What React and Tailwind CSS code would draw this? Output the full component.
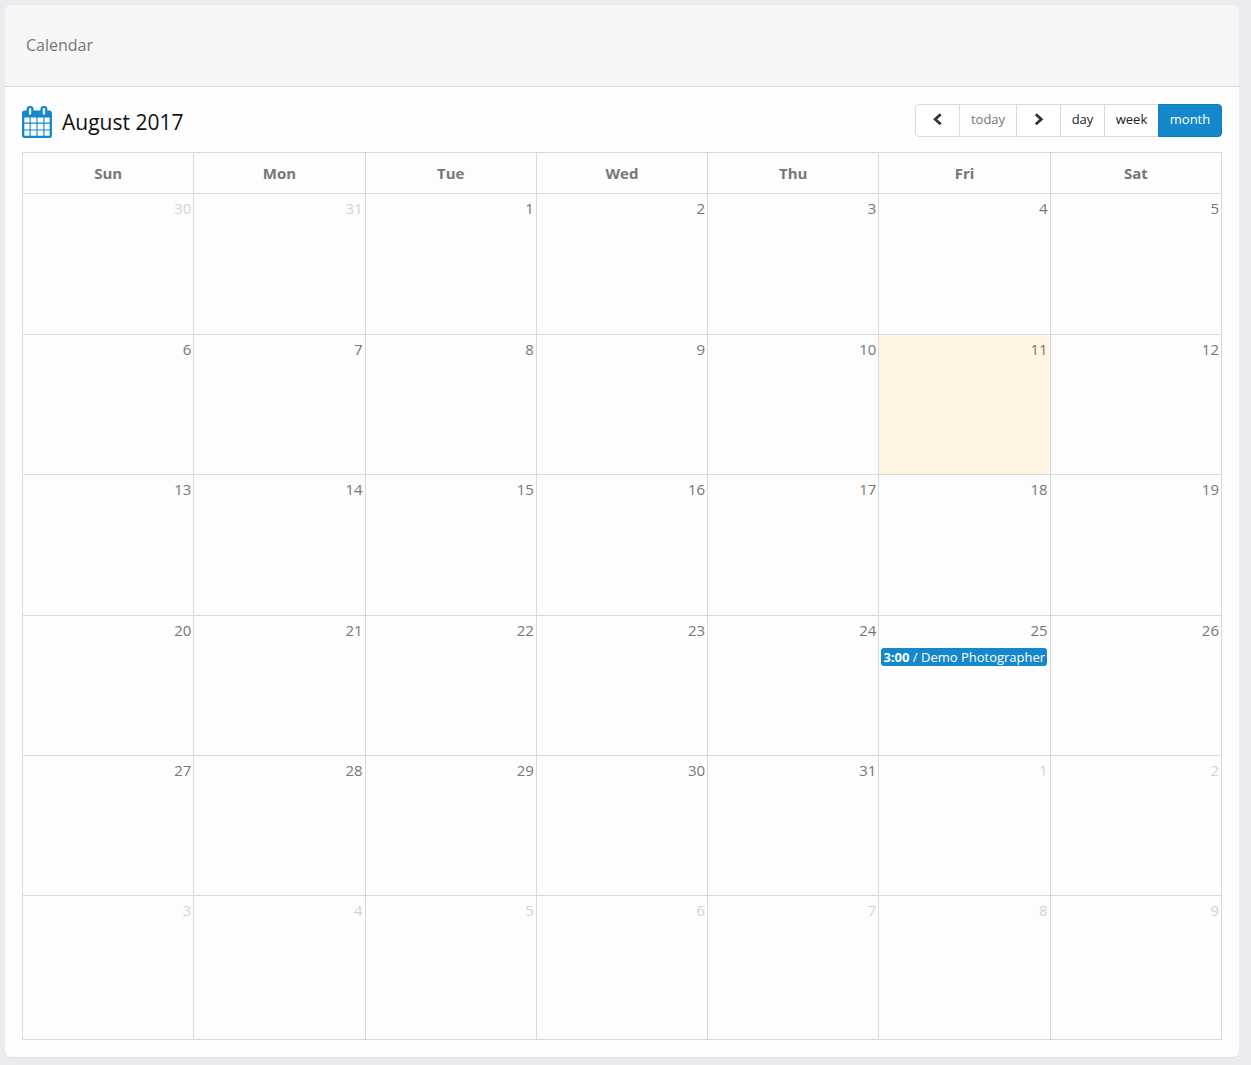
const dayNames = ['Sun', 'Mon', 'Tue', 'Wed', 'Thu', 'Fri', 'Sat'];

// The month grid starts on July 30 and covers six weeks.
const weeks = Array.from({ length: 6 }, (_, w) =>
  Array.from({ length: 7 }, (_, d) => {
    const date = new Date(2017, 6, 30 + w * 7 + d);
    return { day: date.getDate(), inMonth: date.getMonth() === 7 };
  })
);

const rowHeights = ['h-[141px]', 'h-[140px]', 'h-[141px]', 'h-[140px]', 'h-[140px]', 'h-[144px]'];

function CalendarIcon() {
  return (
    <svg className="h-8 w-[30px] shrink-0 fill-[#1588cb]" viewBox="64 0 1664 1792" preserveAspectRatio="none" aria-hidden="true">
      <path d="M192 1664h288v-288h-288v288zm352 0h320v-288h-320v288zm-352-352h288v-320h-288v320zm352 0h320v-320h-320v320zm-352-384h288v-288h-288v288zm736 736h320v-288h-320v288zm-384-736h320v-288h-320v288zm768 736h288v-288h-288v288zm-384-352h320v-320h-320v320zm-352-864v-288q0-13-9.5-22.5t-22.5-9.5h-64q-13 0-22.5 9.5t-9.5 22.5v288q0 13 9.5 22.5t22.5 9.5h64q13 0 22.5-9.5t9.5-22.5zm736 864h288v-320h-288v320zm-384-384h320v-288h-320v288zm384 0h288v-288h-288v288zm32-480v-288q0-13-9.5-22.5t-22.5-9.5h-64q-13 0-22.5 9.5t-9.5 22.5v288q0 13 9.5 22.5t22.5 9.5h64q13 0 22.5-9.5t9.5-22.5zm384-64v1280q0 52-38 90t-90 38h-1408q-52 0-90-38t-38-90v-1280q0-52 38-90t90-38h128v-96q0-66 47-113t113-47h64q66 0 113 47t47 113v96h384v-96q0-66 47-113t113-47h64q66 0 113 47t47 113v96h128q52 0 90 38t38 90z" />
    </svg>
  );
}

function Chevron({ points }) {
  return (
    <svg className="h-3 w-3" viewBox="0 0 12 12" fill="none" stroke="#333" strokeWidth="2.8" aria-hidden="true">
      <polyline points={points} />
    </svg>
  );
}

const buttonBase = 'flex h-[33px] items-center justify-center border pb-1 text-[13px] leading-5';

export default function App() {
  return (
    <div className="min-h-screen bg-[#ebecf0] pt-[5px] pr-3 pb-2 pl-[5px] font-['Open_Sans',sans-serif] text-[#777]">
      <main className="overflow-hidden rounded-md bg-[#fdfdfd] shadow-[0_1px_1px_rgba(0,0,0,0.06)]">
        <header className="border-b border-[#dadada] bg-[#f6f6f6] px-[21px] py-7">
          <h1 className="text-base leading-[25px]">Calendar</h1>
        </header>

        <section className="p-[17px]">
          <div className="mb-[15px] flex h-[33px] items-center justify-between">
            <div className="flex items-center gap-[10px] pt-[3px]">
              <CalendarIcon />
              <h2 className="text-[21px] leading-8 text-[#111]">August 2017</h2>
            </div>
            <div className="flex">
              <button type="button" aria-label="Previous month" className={`${buttonBase} w-[45px] rounded-l border-[#d9d9d9] bg-white`}>
                <Chevron points="8.7,1.2 3.2,6.2 8.7,11.2" />
              </button>
              <button type="button" disabled className={`${buttonBase} -ml-px w-[58px] border-[#dedede] bg-[#fdfdfd] text-[#777]`}>
                today
              </button>
              <button type="button" aria-label="Next month" className={`${buttonBase} -ml-px w-[45px] border-[#d9d9d9] bg-white`}>
                <Chevron points="2.8,1.2 8.3,6.2 2.8,11.2" />
              </button>
              <button type="button" className={`${buttonBase} -ml-px w-[45px] border-[#d9d9d9] bg-white text-[#222]`}>
                day
              </button>
              <button type="button" className={`${buttonBase} -ml-px w-[55px] border-[#d9d9d9] bg-white text-[#222]`}>
                week
              </button>
              <button type="button" aria-pressed="true" className={`${buttonBase} -ml-px w-16 rounded-r border-[#127ab8] bg-[#1588cb] text-white`}>
                month
              </button>
            </div>
          </div>

          <table className="w-full table-fixed border-collapse border border-[#dadada]">
            <thead>
              <tr className="h-[41px]">
                {dayNames.map((name) => (
                  <th key={name} scope="col" className="border border-[#dadada] p-0 text-center text-[15px] leading-5 font-bold">
                    {name}
                  </th>
                ))}
              </tr>
            </thead>
            <tbody>
              {weeks.map((week, w) => (
                <tr key={w} className={rowHeights[w]}>
                  {week.map(({ day, inMonth }) => (
                    <td
                      key={day}
                      className={`border border-[#dadada] px-[2px] pt-1 pb-0 text-right align-top text-[15px] leading-5 ${
                        inMonth ? 'text-[#777]' : 'text-[#d3d3d3]'
                      } ${inMonth && day === 11 ? 'bg-[#fef6e3]' : ''}`}
                    >
                      {day}
                      {inMonth && day === 25 && (
                        <a
                          href="#event"
                          className="mt-2 mr-px block overflow-hidden rounded-[3px] bg-[#1588cb] px-[2px] text-left text-[13px] leading-[18px] whitespace-nowrap text-white"
                        >
                          <strong className="font-bold">3:00</strong> / Demo Photographer
                        </a>
                      )}
                    </td>
                  ))}
                </tr>
              ))}
            </tbody>
          </table>
        </section>
      </main>
    </div>
  );
}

· · · ·

The problem
Return the material exactly as given, apart from the pictures.

Exercise result
What React and Tailwind CSS code would draw this? Output the full component.
const dayNames = ['Sun', 'Mon', 'Tue', 'Wed', 'Thu', 'Fri', 'Sat'];

// The month grid starts on July 30 and covers six weeks.
const weeks = Array.from({ length: 6 }, (_, w) =>
  Array.from({ length: 7 }, (_, d) => {
    const date = new Date(2017, 6, 30 + w * 7 + d);
    return { day: date.getDate(), inMonth: date.getMonth() === 7 };
  })
);

const rowHeights = ['h-[141px]', 'h-[140px]', 'h-[141px]', 'h-[140px]', 'h-[140px]', 'h-[144px]'];

function CalendarIcon() {
  return (
    <svg className="h-8 w-[30px] shrink-0 fill-[#1588cb]" viewBox="64 0 1664 1792" preserveAspectRatio="none" aria-hidden="true">
      <path d="M192 1664h288v-288h-288v288zm352 0h320v-288h-320v288zm-352-352h288v-320h-288v320zm352 0h320v-320h-320v320zm-352-384h288v-288h-288v288zm736 736h320v-288h-320v288zm-384-736h320v-288h-320v288zm768 736h288v-288h-288v288zm-384-352h320v-320h-320v320zm-352-864v-288q0-13-9.5-22.5t-22.5-9.5h-64q-13 0-22.5 9.5t-9.5 22.5v288q0 13 9.5 22.5t22.5 9.5h64q13 0 22.5-9.5t9.5-22.5zm736 864h288v-320h-288v320zm-384-384h320v-288h-320v288zm384 0h288v-288h-288v288zm32-480v-288q0-13-9.5-22.5t-22.5-9.5h-64q-13 0-22.5 9.5t-9.5 22.5v288q0 13 9.5 22.5t22.5 9.5h64q13 0 22.5-9.5t9.5-22.5zm384-64v1280q0 52-38 90t-90 38h-1408q-52 0-90-38t-38-90v-1280q0-52 38-90t90-38h128v-96q0-66 47-113t113-47h64q66 0 113 47t47 113v96h384v-96q0-66 47-113t113-47h64q66 0 113 47t47 113v96h128q52 0 90 38t38 90z" />
    </svg>
  );
}

function Chevron({ points }) {
  return (
    <svg className="h-3 w-3" viewBox="0 0 12 12" fill="none" stroke="#333" strokeWidth="2.8" aria-hidden="true">
      <polyline points={points} />
    </svg>
  );
}

const buttonBase = 'flex h-[33px] items-center justify-center border pb-1 text-[13px] leading-5';

export default function App() {
  return (
    <div className="min-h-screen bg-[#ebecf0] pt-[5px] pr-3 pb-2 pl-[5px] font-['Open_Sans',sans-serif] text-[#777]">
      <main className="overflow-hidden rounded-md bg-[#fdfdfd] shadow-[0_1px_1px_rgba(0,0,0,0.06)]">
        <header className="border-b border-[#dadada] bg-[#f6f6f6] px-[21px] py-7">
          <h1 className="text-base leading-[25px]">Calendar</h1>
        </header>

        <section className="p-[17px]">
          <div className="mb-[15px] flex h-[33px] items-center justify-between">
            <div className="flex items-center gap-[10px] pt-[3px]">
              <CalendarIcon />
              <h2 className="text-[21px] leading-8 text-[#111]">August 2017</h2>
            </div>
            <div className="flex">
              <button type="button" aria-label="Previous month" className={`${buttonBase} w-[45px] rounded-l border-[#d9d9d9] bg-white`}>
                <Chevron points="8.7,1.2 3.2,6.2 8.7,11.2" />
              </button>
              <button type="button" disabled className={`${buttonBase} -ml-px w-[58px] border-[#dedede] bg-[#fdfdfd] text-[#777]`}>
                today
              </button>
              <button type="button" aria-label="Next month" className={`${buttonBase} -ml-px w-[45px] border-[#d9d9d9] bg-white`}>
                <Chevron points="2.8,1.2 8.3,6.2 2.8,11.2" />
              </button>
              <button type="button" className={`${buttonBase} -ml-px w-[45px] border-[#d9d9d9] bg-white text-[#222]`}>
                day
              </button>
              <button type="button" className={`${buttonBase} -ml-px w-[55px] border-[#d9d9d9] bg-white text-[#222]`}>
                week
              </button>
              <button type="button" aria-pressed="true" className={`${buttonBase} -ml-px w-16 rounded-r border-[#127ab8] bg-[#1588cb] text-white`}>
                month
              </button>
            </div>
          </div>

          <table className="w-full table-fixed border-collapse border border-[#dadada]">
            <thead>
              <tr className="h-[41px]">
                {dayNames.map((name) => (
                  <th key={name} scope="col" className="border border-[#dadada] p-0 text-center text-[15px] leading-5 font-bold">
                    {name}
                  </th>
                ))}
              </tr>
            </thead>
            <tbody>
              {weeks.map((week, w) => (
                <tr key={w} className={rowHeights[w]}>
                  {week.map(({ day, inMonth }) => (
                    <td
                      key={day}
                      className={`border border-[#dadada] px-[2px] pt-1 pb-0 text-right align-top text-[15px] leading-5 ${
                        inMonth ? 'text-[#777]' : 'text-[#d3d3d3]'
                      } ${inMonth && day === 11 ? 'bg-[#fef6e3]' : ''}`}
                    >
                      {day}
                      {inMonth && day === 25 && (
                        <a
                          href="#event"
                          className="mt-2 mr-px block overflow-hidden rounded-[3px] bg-[#1588cb] px-[2px] text-left text-[13px] leading-[18px] whitespace-nowrap text-white"
                        >
                          <strong className="font-bold">3:00</strong> / Demo Photographer
                        </a>
                      )}
                    </td>
                  ))}
                </tr>
              ))}
            </tbody>
          </table>
        </section>
      </main>
    </div>
  );
}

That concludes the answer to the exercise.